La fin de la "Venise de l'Ouest". L’île Feydeau tout entière disparaît lors de ces travaux d’ampleur inédite, qui bouleversent totalement l’espace fluvial et urbain. Celui-ci s’organisait autour de la place de la Petite-Hollande, désormais rattachée aux rives par des millions de mètres-cubes de sable. La pointe de l’île Gloriette est amputée pour faciliter l’écoulement de la Loire par le bras de la Madeleine après le comblement des deux bras nord du fleuve. La « Venise de l’Ouest » n’est plus tant la présence de l’eau irriguait le cœur de Nantes. En 1935, le square de la Petite-Hollande, imaginé par l’architecte de la Ville Étienne Coutan, vient s’arrimer sur les fondations de l’ancien marché couvert. Offrant ainsi aux Nantais un nouvel espace de promenade.

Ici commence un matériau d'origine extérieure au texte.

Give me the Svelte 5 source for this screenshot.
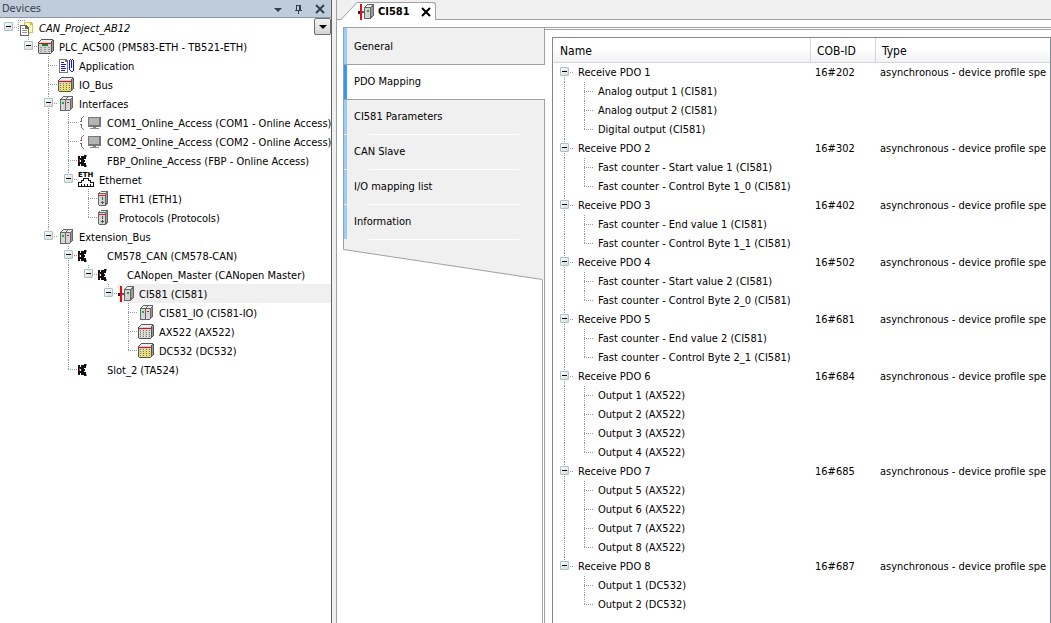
<script>
  const devices = [
    {
      name: "CAN_Project_AB12",
      icon: "project",
      italic: true,
      children: [
        {
          name: "PLC_AC500 (PM583-ETH - TB521-ETH)",
          icon: "plc",
          children: [
            { name: "Application", icon: "app" },
            { name: "IO_Bus", icon: "io" },
            {
              name: "Interfaces",
              icon: "slots",
              children: [
                { name: "COM1_Online_Access (COM1 - Online Access)", icon: "com" },
                { name: "COM2_Online_Access (COM2 - Online Access)", icon: "com" },
                { name: "FBP_Online_Access (FBP - Online Access)", icon: "plug" },
                {
                  name: "Ethernet",
                  icon: "eth",
                  children: [
                    { name: "ETH1 (ETH1)", icon: "port" },
                    { name: "Protocols (Protocols)", icon: "port" },
                  ],
                },
              ],
            },
            {
              name: "Extension_Bus",
              icon: "slots",
              children: [
                {
                  name: "CM578_CAN (CM578-CAN)",
                  icon: "plug",
                  children: [
                    {
                      name: "CANopen_Master (CANopen Master)",
                      icon: "plug",
                      children: [
                        {
                          name: "CI581 (CI581)",
                          icon: "slave",
                          selected: true,
                          children: [
                            { name: "CI581_IO (CI581-IO)", icon: "slots" },
                            { name: "AX522 (AX522)", icon: "analog" },
                            { name: "DC532 (DC532)", icon: "io" },
                          ],
                        },
                      ],
                    },
                  ],
                },
                { name: "Slot_2 (TA524)", icon: "plug" },
              ],
            },
          ],
        },
      ],
    },
  ];

  const pdo = (n, id, items) => ({
    name: "Receive PDO " + n,
    id,
    children: items.map((name) => ({ name })),
  });

  const pdos = [
    pdo(1, "16#202", ["Analog output 1 (CI581)", "Analog output 2 (CI581)", "Digital output (CI581)"]),
    pdo(2, "16#302", ["Fast counter - Start value 1 (CI581)", "Fast counter - Control Byte 1_0 (CI581)"]),
    pdo(3, "16#402", ["Fast counter - End value 1 (CI581)", "Fast counter - Control Byte 1_1 (CI581)"]),
    pdo(4, "16#502", ["Fast counter - Start value 2 (CI581)", "Fast counter - Control Byte 2_0 (CI581)"]),
    pdo(5, "16#681", ["Fast counter - End value 2 (CI581)", "Fast counter - Control Byte 2_1 (CI581)"]),
    pdo(6, "16#684", ["Output 1 (AX522)", "Output 2 (AX522)", "Output 3 (AX522)", "Output 4 (AX522)"]),
    pdo(7, "16#685", ["Output 5 (AX522)", "Output 6 (AX522)", "Output 7 (AX522)", "Output 8 (AX522)"]),
    pdo(8, "16#687", ["Output 1 (DC532)", "Output 2 (DC532)"]),
  ];

  const pages = ["General", "PDO Mapping", "CI581 Parameters", "CAN Slave", "I/O mapping list", "Information"];
  let page = $state("PDO Mapping");

  // one entry per visible row, "guides" says for each level if its line goes on
  function flatten(nodes, guides = [], closed = []) {
    let rows = [];
    nodes.forEach((node, i) => {
      const more = i < nodes.length - 1;
      const first = guides.length == 0 && i == 0;
      rows.push({ node, guides, more, first });
      if (node.children && !closed.includes(node)) {
        rows = rows.concat(flatten(node.children, [...guides, more], closed));
      }
    });
    return rows;
  }

  let closed = $state.raw([]);
  let deviceRows = $derived(flatten(devices, [], closed));
  let pdoRows = $derived(flatten(pdos, [], closed));

  function toggle(node) {
    closed = closed.includes(node) ? closed.filter((n) => n != node) : [...closed, node];
  }
</script>

{#snippet branch(row)}
  {#each row.guides as on}
    <span class="guide" class:on></span>
  {/each}
  <span class="joint">
    {#if !row.first}<i class="up"></i>{/if}
    {#if row.more}<i class="down"></i>{/if}
    <i class="across"></i>
    {#if row.node.children}
      <button class="toggle" aria-label="Toggle {row.node.name}" onclick={() => toggle(row.node)}></button>
    {/if}
  </span>
{/snippet}

{#snippet icon(name)}
  {#if name == "com"}
    <svg class="icon" width="24" height="16" viewBox="0 0 24 16" shape-rendering="crispEdges">
      <path d="M5 1h1v1h-1zM4 2h1v1h-1zM3 3h1v3h-1zM2 6h1v1h-1zM2 9h1v1h-1zM3 10h1v3h-1zM4 13h1v1h-1zM5 14h1v1h-1z" fill="#777" />
      <path d="M3 6h1v1h-1zM3 9h1v1h-1z" fill="#d33" />
      <path d="M10 2h13v10h-13z" fill="#777" />
      <path d="M11 3h10v7h-10z" fill="#b4b4b4" />
      <path d="M15 12h3v1h-3zM12 13h9v1h-9z" fill="#888" />
    </svg>
  {:else}
    <svg class="icon" width="16" height="16" viewBox="0 0 16 16" shape-rendering="crispEdges">
      {#if name == "project"}
        <path d="M0 0h1v1h-1zM2 0h1v1h-1zM4 0h1v1h-1zM6 0h1v1h-1zM0 2h1v1h-1zM0 4h1v1h-1zM0 6h1v1h-1zM0 8h1v1h-1zM0 10h1v1h-1z" fill="#888" />
        <path d="M6 2h7l2 2v9h-9z" fill="#cfc24a" />
        <path d="M7 3h5v2h2v7h-7z" fill="#fffbb0" />
        <path d="M2 5h6l3 3v8h-9z" fill="#666" />
        <path d="M3 6h4v3h3v6h-7z" fill="#fff" />
        <path d="M4 8h2v1h-2zM4 10h5v1h-5zM4 12h5v1h-5z" fill="#999" />
      {:else if name == "plc" || name == "io" || name == "analog"}
        <path d="M3 0h12v1h1v11h-1v1h-1v1h-1v1h-12v-1h-1v-11h1v-1h1v-1h1z" fill="#555" />
        <path d="M3 1h11v1h-1v1h-11v-1h1z" fill="#eee" />
        <path d="M1 3h12v11h-12z" fill="#d2d2d2" />
        <path d="M14 2h1v10h-1z" fill="#999" />
        <path d="M1 4h12v1h-12z" fill="#e01010" />
        {#if name == "plc"}
          <path d="M4 5h6v2h-6z" fill="#16852b" />
          <path d="M2 8h2v1h-2zM6 8h2v1h-2zM10 8h2v1h-2zM2 10h2v1h-2zM6 10h2v1h-2zM10 10h2v1h-2zM2 12h2v1h-2zM6 12h2v1h-2zM10 12h2v1h-2z" fill="#999" />
        {:else}
          {#each [2, 5, 8, 11] as x}
            {#each [6, 8, 10, 12] as y}
              <rect {x} {y} width="2" height={name == "io" ? 2 : 1} fill={name == "io" ? "#f7e634" : "#f3eeb4"} />
              <rect {x} {y} width="1" height="1" fill="#777" />
            {/each}
          {/each}
        {/if}
      {:else if name == "app"}
        <path d="M1 1h7l2 2v12h-9z" fill="#777" />
        <path d="M2 2h5v2h2v10h-7z" fill="#fff" />
        <path d="M3 4h3v1h-3zM3 6h5v1h-5zM3 8h4v1h-4zM3 10h5v1h-5zM3 12h4v1h-4z" fill="#1414e0" />
        <path d="M12 1h1v1h-1zM11 2h1v10h-1zM13 2h1v8h-1zM15 2h1v11h-1zM14 1h1v1h-1zM12 12h1v1h-1zM13 13h2v1h-2z" fill="#1414e0" />
      {:else if name == "slots"}
        <path d="M5 0h10v12h-1v1h-1v1h-1v1h-10v-12h1v-1h1v-1h1z" fill="#666" />
        <path d="M3 4h4v10h-4zM8 4h4v10h-4z" fill="#d6d6d6" />
        <path d="M5 1h4v1h-1v1h-4v-1h1zM10 1h4v1h-1v1h-4v-1h1z" fill="#eee" />
        <path d="M13 3h1v9h-1z" fill="#999" />
        <path d="M4 6h2v2h-2z" fill="#18b428" />
        <path d="M9 6h2v1h-2z" fill="#d01818" />
      {:else if name == "plug"}
        <path d="M0 3h2v3h-2zM0 9h2v4h-2zM0 6h1v3h-1zM2 5h1v2h-1zM2 9h1v2h-1zM3 3h3v10h-3zM6 2h2v4h-2zM6 7h1v2h-1zM6 10h2v4h-2z" fill="#111" />
        <path d="M8 2h1v2h-1zM8 12h1v2h-1z" fill="#888" />
        <path d="M1 6h1v3h-1z" fill="#c02020" />
      {:else if name == "eth"}
        <text x="0" y="5">ETH</text>
        <path d="M0.500 14.500v-4h3v-2h2v-2h5v2h2v2h3v4z" fill="#fff" stroke="#111" />
        <path d="M3.500 12v3M6.500 12v3M9.500 12v3M12.500 12v3" stroke="#111" />
      {:else if name == "port"}
        <path d="M3 0h7v13h-1v1h-1v1h-7v-1h-1v-12h1v-1h2z" fill="#666" />
        <path d="M3 1h5v1h-6v-1z" fill="#eee" />
        <path d="M1 3h6v11h-6z" fill="#d2d2d2" />
        <path d="M8 2h1v10h-1z" fill="#999" />
        <path d="M1 4h6v1h-6z" fill="#d22" />
        <path d="M4 6h1v3h-1zM3 11h3v1h-3zM4 10h1v3h-1z" fill="#555" />
      {:else if name == "slave"}
        <path d="M2 0h2v16h-2z" fill="#e01010" />
        <path d="M0 7h2v3h-2z" fill="#222" />
        <path d="M4 7h3v2h-3z" fill="#c018a8" />
        <path d="M9 0h7v12h-1v1h-1v1h-1v1h-7v-12h1v-1h1v-1h1z" fill="#666" />
        <path d="M7 4h5v10h-5z" fill="#d2d2d2" />
        <path d="M9 1h5v1h-1v1h-5v-1h1z" fill="#eee" />
        <path d="M13 3h2v9h-2z" fill="#999" />
        <path d="M9 6h2v2h-2z" fill="#18b428" />
      {/if}
    </svg>
  {/if}
{/snippet}

<div class="ide">
  <aside class="devices">
    <header>
      <h2>Devices</h2>
      <button aria-label="Window position">
        <svg width="10" height="10" viewBox="0 0 10 10"><path d="M1 4h8l-4 4z" fill="#34404c" /></svg>
      </button>
      <button aria-label="Auto hide">
        <svg width="10" height="10" viewBox="0 0 10 10" shape-rendering="crispEdges">
          <path d="M2 1h5v1h-5zM2 2h1v4h-1zM5 2h2v4h-2zM1 6h7v1h-7zM4 7h1v3h-1z" fill="#34404c" />
        </svg>
      </button>
      <button aria-label="Close devices">
        <svg width="10" height="10" viewBox="0 0 10 10"><path d="M1 1l8 8M9 1l-8 8" stroke="#34404c" stroke-width="2" /></svg>
      </button>
    </header>

    <div class="tree">
      <button class="menu" aria-label="Project menu">
        <svg width="8" height="4" viewBox="0 0 8 4"><path d="M0 0h8l-4 4z" fill="#000" /></svg>
      </button>
      {#each deviceRows as row}
        <div class="row">
          {@render branch(row)}
          <span class="label" class:selected={row.node.selected}>
            <span class="pic" class:wide={["com", "plug"].includes(row.node.icon)}>
              {@render icon(row.node.icon)}
            </span>
            <span class="name" class:italic={row.node.italic}>{row.node.name}</span>
          </span>
        </div>
      {/each}
    </div>
  </aside>

  <main>
    <div class="tabs">
      <svg class="slope" width="17" height="18" viewBox="0 0 17 18">
        <path d="M0 18l14-15q2-2 3-2v17z" fill="#fff" />
        <path d="M0 17.500l14-15q1-2 3-2" fill="none" stroke="#a0a0a0" />
      </svg>
      <div class="tab">
        {@render icon("slave")}
        <span>CI581</span>
        <button aria-label="Close CI581">
          <svg width="10" height="10" viewBox="0 0 10 10"><path d="M1 1l8 8M9 1l-8 8" stroke="#000" stroke-width="2" /></svg>
        </button>
      </div>
    </div>

    <div class="editor">
      <nav>
        <div class="pages">
          {#each pages as title}
            <button class:active={title == page} onclick={() => (page = title)}>{title}</button>
          {/each}
        </div>
        <svg width="202" height="40" viewBox="0 0 202 40">
          <path d="M0.500 0v9.500l199 30v0.500h2v-40z" fill="#f0f0f0" />
          <path d="M0.500 0v9.500l199 30" fill="none" stroke="#a0a0a0" />
          <path d="M201.500 0v40" stroke="#a0a0a0" />
        </svg>
        <div class="tail"></div>
      </nav>

      <section>
        <div class="frame">
          <table>
            <colgroup>
              <col class="c-name" />
              <col class="c-id" />
              <col />
            </colgroup>
            <thead>
              <tr><th>Name</th><th>COB-ID</th><th>Type</th></tr>
            </thead>
            <tbody>
              {#each pdoRows as row}
                <tr>
                  <td class="first">
                    <div class="row">
                      {@render branch(row)}
                      <span class="name">{row.node.name}</span>
                    </div>
                  </td>
                  <td>{row.node.id ?? ""}</td>
                  <td>{row.node.id ? "asynchronous - device profile spe" : ""}</td>
                </tr>
              {/each}
            </tbody>
          </table>
        </div>
      </section>
    </div>
  </main>
</div>

<style>
  :global(body) {
    background: #fff;
    font-family: Tahoma, "DejaVu Sans Condensed", "Noto Sans", sans-serif;
    font-size: 11px;
    color: #000;
  }
  button {
    border: 0;
    padding: 0;
    background: none;
    font: inherit;
    color: inherit;
  }
  svg {
    display: block;
    flex: none;
  }
  .ide {
    display: flex;
    min-height: 100vh;
    background: #f0f0f0;
  }

  /* device tree */
  .devices {
    flex: none;
    width: 331px;
    border-right: 1px solid #646464;
    background: #fff;
  }
  .devices header {
    display: flex;
    align-items: center;
    gap: 11px;
    height: 17px;
    padding: 0 6px 0 2px;
    border-bottom: 1px solid #8c98a4;
    background: #bfcddb;
  }
  h2 {
    flex: 1;
    margin: 0;
    font-size: 11px;
    font-weight: normal;
    color: #34404c;
  }
  .tree {
    position: relative;
  }
  .menu {
    position: absolute;
    top: 0;
    right: 0;
    display: flex;
    align-items: center;
    justify-content: center;
    width: 17px;
    height: 17px;
    border: 1px solid #707070;
    border-radius: 2px;
    background: linear-gradient(#f4f4f4, #d4d4d4);
  }
  .row {
    display: flex;
    height: 19px;
    line-height: 19px;
    white-space: nowrap;
  }
  .guide,
  .joint {
    position: relative;
    flex: none;
    width: 20px;
  }
  .joint {
    width: 18px;
  }
  .guide.on::before,
  .joint i {
    content: "";
    position: absolute;
    left: 8px;
    top: 0;
    width: 1px;
    height: 19px;
    background: repeating-linear-gradient(#999 0 1px, transparent 1px 2px);
  }
  .joint .up {
    height: 10px;
  }
  .joint .down {
    top: 10px;
    height: 9px;
  }
  .joint .across {
    top: 9px;
    width: 10px;
    height: 1px;
    background: repeating-linear-gradient(90deg, #999 0 1px, transparent 1px 2px);
  }
  .toggle {
    position: absolute;
    left: 4px;
    top: 4px;
    width: 9px;
    height: 9px;
    border: 1px solid #a4c4c8;
    border-radius: 1px;
    background:
      linear-gradient(#000, #000) center / 5px 1px no-repeat,
      linear-gradient(135deg, #fff, #d8d8d8);
  }
  .label {
    display: flex;
    flex: 1;
    align-items: center;
  }
  .label.selected {
    background: #f0f0f0;
  }
  .pic {
    width: 16px;
    padding-top: 1px;
  }
  .pic.wide {
    width: 24px;
  }
  .label .name {
    padding: 2px 0 0 5px;
  }
  .italic {
    font-style: italic;
  }
  .icon text {
    font: bold 7px "DejaVu Sans", sans-serif;
  }

  /* editor */
  main {
    display: flex;
    flex: 1;
    flex-direction: column;
    min-width: 0;
    margin-left: 4px;
    border-left: 1px solid #a0a0a0;
    background: #fff;
  }
  .tabs {
    display: flex;
    align-items: flex-end;
    height: 20px;
    padding-left: 4px;
    background: linear-gradient(#a0a0a0, #a0a0a0) bottom / 100% 1px no-repeat #f0f0f0;
  }
  .slope {
    height: 18px;
  }
  .tab {
    display: flex;
    align-items: center;
    height: 17px;
    padding-right: 4px;
    border: 1px solid #a0a0a0;
    border-width: 1px 1px 0 0;
    border-radius: 0 3px 0 0;
    background: #fff;
    font-weight: bold;
  }
  .tab span {
    padding: 0 11px 0 4px;
  }
  .editor {
    display: flex;
    flex: 1;
    padding: 7px 0 0 6px;
  }
  nav {
    display: flex;
    flex: none;
    flex-direction: column;
    width: 202px;
  }
  .pages {
    display: flex;
    flex-direction: column;
    border: 1px solid #a0a0a0;
    border-width: 1px 0 0 1px;
  }
  .pages button {
    height: 35px;
    padding: 0 0 2px 10px;
    border: solid #a0a0a0;
    border-width: 0 1px 0 0;
    background:
      linear-gradient(#99ccff, #99ccff) left top / 3px 34px no-repeat,
      linear-gradient(#fff, #fff) 25px 100% / 150px 1px no-repeat,
      #f0f0f0;
    text-align: left;
  }
  .pages button:first-child {
    height: 37px;
    padding-bottom: 0;
    border-bottom-width: 1px;
    background:
      linear-gradient(#99ccff, #99ccff) left top / 3px 100% no-repeat,
      #f0f0f0;
  }
  .pages button.active {
    height: 34px;
    border-width: 0;
    background: linear-gradient(#3399ff, #3399ff) left top / 3px 100% no-repeat #fff;
  }
  .pages .active + button {
    height: 36px;
    border-top-width: 1px;
  }
  .tail {
    flex: 1;
    border-right: 3px double #a0a0a0;
  }
  section {
    display: flex;
    flex: 1;
    min-width: 0;
    padding: 7px 0 0 7px;
    border-top: 3px double #a0a0a0;
  }
  .frame {
    flex: 1;
    min-width: 0;
    border: 1px solid #828790;
    border-bottom: 0;
  }
  table {
    width: 100%;
    table-layout: fixed;
    border-collapse: separate;
    border-spacing: 0;
  }
  .c-name {
    width: 258px;
  }
  .c-id {
    width: 65px;
  }
  th {
    height: 25px;
    box-sizing: border-box;
    padding: 2px 6px 0;
    border: solid #d5d5d5;
    border-width: 0 1px 1px 0;
    background: linear-gradient(#fff 40%, #f1f2f4);
    font-size: 12px;
    font-weight: normal;
    text-align: left;
  }
  th:first-child {
    padding-left: 7px;
  }
  th:last-child {
    border-right: 0;
  }
  td {
    height: 19px;
    padding: 0 0 0 4px;
    overflow: hidden;
    line-height: 19px;
    white-space: nowrap;
  }
  td.first {
    padding-left: 3px;
  }
  td .name {
    padding-left: 4px;
  }
</style>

L'espace gagné sur le fleuve devient une esplanade, baptisée terre-plein de la Petite-Hollande (ou terre-plein de l’île Gloriette). Mais beaucoup de Nantais le désignent encore sous le nom de place de la Petite-Hollande.
L'esplanade de la Petite-Hollande
Le site accueille depuis 1949 le marché hebdomadaire le plus important de Nantes et de sa région, avec plus de 300 commerçants chaque samedi.
Le plus grand marché de l'Ouest. La "Petite-Hollande" s'anime chaque samedi au gré de ses étals. Un marché populaire fréquenté par des milliers de Nantais.
Et demain ? Un grand projet urbain, mené en concertation avec les habitants, doit à terme de nouveau métamorphoser la Petite-Hollande.